- WORK TO BE COMPLETED:
Your answer should be a single number: the count of lines that hold the word "components".
**** RECORDED INFORMATION
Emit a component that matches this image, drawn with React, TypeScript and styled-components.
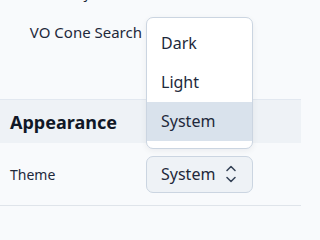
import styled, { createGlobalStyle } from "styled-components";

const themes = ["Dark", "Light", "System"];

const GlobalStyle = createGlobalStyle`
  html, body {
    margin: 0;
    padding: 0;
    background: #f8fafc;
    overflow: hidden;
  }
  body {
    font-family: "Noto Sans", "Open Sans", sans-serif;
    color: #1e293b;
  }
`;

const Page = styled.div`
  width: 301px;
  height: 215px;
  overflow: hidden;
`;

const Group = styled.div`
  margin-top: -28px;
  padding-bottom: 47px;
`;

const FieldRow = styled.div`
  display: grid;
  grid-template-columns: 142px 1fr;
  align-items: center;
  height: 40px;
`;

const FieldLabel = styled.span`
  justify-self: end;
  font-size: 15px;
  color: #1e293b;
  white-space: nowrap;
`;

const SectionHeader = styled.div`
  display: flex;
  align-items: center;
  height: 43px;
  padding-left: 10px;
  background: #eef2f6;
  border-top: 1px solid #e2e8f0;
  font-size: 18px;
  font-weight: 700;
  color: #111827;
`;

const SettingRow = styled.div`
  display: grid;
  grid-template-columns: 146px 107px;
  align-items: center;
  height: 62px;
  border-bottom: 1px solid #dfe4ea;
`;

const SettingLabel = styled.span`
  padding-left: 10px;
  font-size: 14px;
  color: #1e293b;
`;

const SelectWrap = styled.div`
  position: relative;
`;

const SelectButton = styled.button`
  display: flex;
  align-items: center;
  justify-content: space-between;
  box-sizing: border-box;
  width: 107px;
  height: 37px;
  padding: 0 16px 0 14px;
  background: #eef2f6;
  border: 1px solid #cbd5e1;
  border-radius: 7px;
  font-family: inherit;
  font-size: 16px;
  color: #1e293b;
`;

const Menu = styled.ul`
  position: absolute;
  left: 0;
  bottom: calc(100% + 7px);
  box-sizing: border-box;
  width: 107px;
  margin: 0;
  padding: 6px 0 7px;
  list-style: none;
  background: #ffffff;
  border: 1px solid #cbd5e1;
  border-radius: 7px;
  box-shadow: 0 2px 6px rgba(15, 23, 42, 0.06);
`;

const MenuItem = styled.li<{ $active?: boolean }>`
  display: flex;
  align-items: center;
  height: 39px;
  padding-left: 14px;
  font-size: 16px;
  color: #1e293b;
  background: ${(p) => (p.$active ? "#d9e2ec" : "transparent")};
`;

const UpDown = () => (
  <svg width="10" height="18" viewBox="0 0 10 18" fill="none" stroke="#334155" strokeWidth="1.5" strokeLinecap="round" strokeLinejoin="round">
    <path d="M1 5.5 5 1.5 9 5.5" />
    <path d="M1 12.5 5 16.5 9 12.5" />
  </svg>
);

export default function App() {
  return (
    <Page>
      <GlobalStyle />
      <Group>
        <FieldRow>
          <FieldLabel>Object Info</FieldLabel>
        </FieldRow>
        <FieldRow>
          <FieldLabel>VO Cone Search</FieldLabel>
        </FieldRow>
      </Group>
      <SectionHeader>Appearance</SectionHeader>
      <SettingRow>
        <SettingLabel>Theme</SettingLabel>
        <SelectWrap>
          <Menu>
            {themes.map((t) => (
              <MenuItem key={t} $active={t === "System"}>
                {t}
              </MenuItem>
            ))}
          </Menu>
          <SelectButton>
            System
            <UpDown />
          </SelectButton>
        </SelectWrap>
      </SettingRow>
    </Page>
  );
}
********
- EXERCISE RESPONSE:
2